Records with interface code.

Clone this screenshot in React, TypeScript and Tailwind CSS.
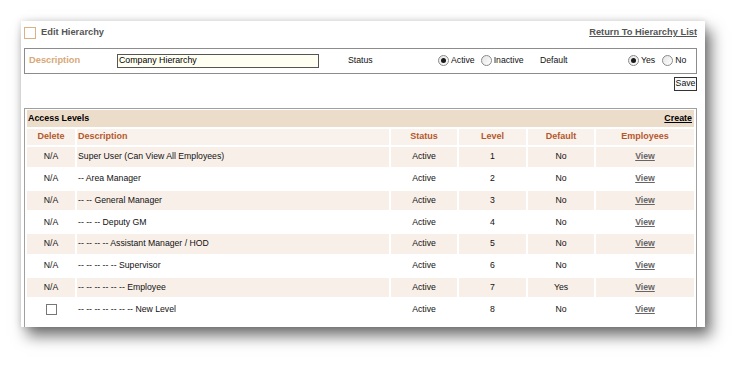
import React from "react";

type Level = {
  description: string;
  level: number;
  isDefault: string;
  canDelete?: boolean;
};

const levels: Level[] = [
  { description: "Super User (Can View All Employees)", level: 1, isDefault: "No" },
  { description: "-- Area Manager", level: 2, isDefault: "No" },
  { description: "-- -- General Manager", level: 3, isDefault: "No" },
  { description: "-- -- -- Deputy GM", level: 4, isDefault: "No" },
  { description: "-- -- -- -- Assistant Manager / HOD", level: 5, isDefault: "No" },
  { description: "-- -- -- -- -- Supervisor", level: 6, isDefault: "No" },
  { description: "-- -- -- -- -- -- Employee", level: 7, isDefault: "Yes" },
  { description: "-- -- -- -- -- -- -- New Level", level: 8, isDefault: "No", canDelete: true },
];

const cols = "grid grid-cols-[48px_312px_66px_67px_66px_98px] gap-x-[2px]";

function Radio({ checked, label }: { checked?: boolean; label: string }) {
  return (
    <span className="flex items-center gap-[2px]">
      <span className="flex h-[11px] w-[11px] items-center justify-center rounded-full border border-[#8a8a8a] bg-gradient-to-br from-[#e4e4e4] to-white">
        {checked && <span className="h-[5px] w-[5px] rounded-full bg-[#1a1a1a]" />}
      </span>
      <span>{label}</span>
    </span>
  );
}

export default function App() {
  return (
    <div className="min-h-[369px] bg-white pl-[21px] pt-[21px] font-['Liberation_Sans',Arial,sans-serif] text-[8.7px] text-[#111]">
      <div className="h-[306px] w-[684px] overflow-hidden bg-white pl-[3px] pr-[8px] pt-[6px] shadow-[0_0_7px_rgba(0,0,0,0.14),6px_9px_14px_rgba(0,0,0,0.55)]">
        {/* Title row */}
        <div className="flex h-[12px] items-center justify-between">
          <div className="flex items-center gap-[5px]">
            <span className="h-[12px] w-[12px] border-[1.5px] border-[#dcb088]" />
            <span className="text-[9.3px] font-bold text-[#555]">Edit Hierarchy</span>
          </div>
          <a className="text-[9.3px] font-bold text-[#555] underline">Return To Hierarchy List</a>
        </div>

        {/* Form */}
        <div className="mt-[9px] flex h-[26px] items-center border border-[#8c8c8c] pl-[4px]">
          <span className="w-[88px] text-[9.3px] font-bold text-[#d8a878]">Description</span>
          <div className="flex h-[14px] w-[202px] items-center border border-[#555] bg-[#fffff2] pl-[1px] text-[8.8px] text-black">
            Company Hierarchy
          </div>
          <span className="ml-[29px] w-[90px]">Status</span>
          <div className="flex w-[102px] items-center gap-[6px]">
            <Radio checked label="Active" />
            <Radio label="Inactive" />
          </div>
          <span className="w-[88px]">Default</span>
          <div className="flex items-center gap-[7px]">
            <Radio checked label="Yes" />
            <Radio label="No" />
          </div>
        </div>

        <div className="mt-[3px] flex justify-end">
          <button className="flex h-[14px] w-[23px] items-center justify-center border border-[#333] bg-[#fafafa] text-[8.7px]">
            Save
          </button>
        </div>

        {/* Access levels table */}
        <div className="mt-[17px] h-[240px] border border-[#a0a0a0] px-[2px] pt-[1px]">
          <div className="flex h-[17px] items-center justify-between bg-[#ecdcca] pl-[1px] pr-[2px]">
            <span className="text-[8.9px] font-bold text-black">Access Levels</span>
            <a className="text-[8.9px] font-bold text-black underline">Create</a>
          </div>

          <div className="mt-[2px] flex flex-col gap-y-[2px]">
            <div className={`${cols} h-[16px] text-[9px] font-bold text-[#b4582b]`}>
              <div className="flex items-center justify-center bg-[#f9f1ec]">Delete</div>
              <div className="flex items-center bg-[#f9f1ec] pl-[1px]">Description</div>
              <div className="flex items-center justify-center bg-[#f9f1ec]">Status</div>
              <div className="flex items-center justify-center bg-[#f9f1ec]">Level</div>
              <div className="flex items-center justify-center bg-[#f9f1ec]">Default</div>
              <div className="flex items-center justify-center bg-[#f9f1ec]">Employees</div>
            </div>

            {levels.map((row, i) => {
              const bg = i % 2 === 0 ? "bg-[#f8efe9]" : "bg-white";
              return (
                <div key={row.level} className={`${cols} h-[19.75px]`}>
                  <div className={`flex items-center justify-center ${bg}`}>
                    {row.canDelete ? (
                      <span className="h-[11px] w-[11px] border border-[#777] bg-white" />
                    ) : (
                      "N/A"
                    )}
                  </div>
                  <div className={`flex items-center pl-[1px] ${bg}`}>{row.description}</div>
                  <div className={`flex items-center justify-center ${bg}`}>Active</div>
                  <div className={`flex items-center justify-center ${bg}`}>{row.level}</div>
                  <div className={`flex items-center justify-center ${bg}`}>{row.isDefault}</div>
                  <div className={`flex items-center justify-center ${bg}`}>
                    <a className="font-bold text-[#666] underline">View</a>
                  </div>
                </div>
              );
            })}
          </div>
        </div>
      </div>
    </div>
  );
}
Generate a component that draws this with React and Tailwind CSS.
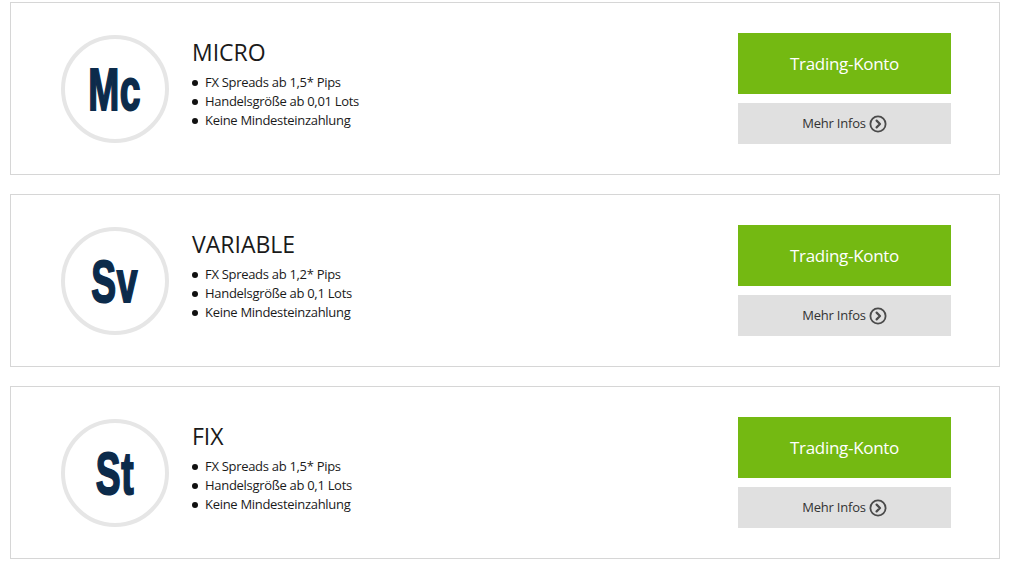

Goal. The answer is the number of lines in the preceding material that hold "Tailwind"; write that number and nothing else.

Finished answer. 2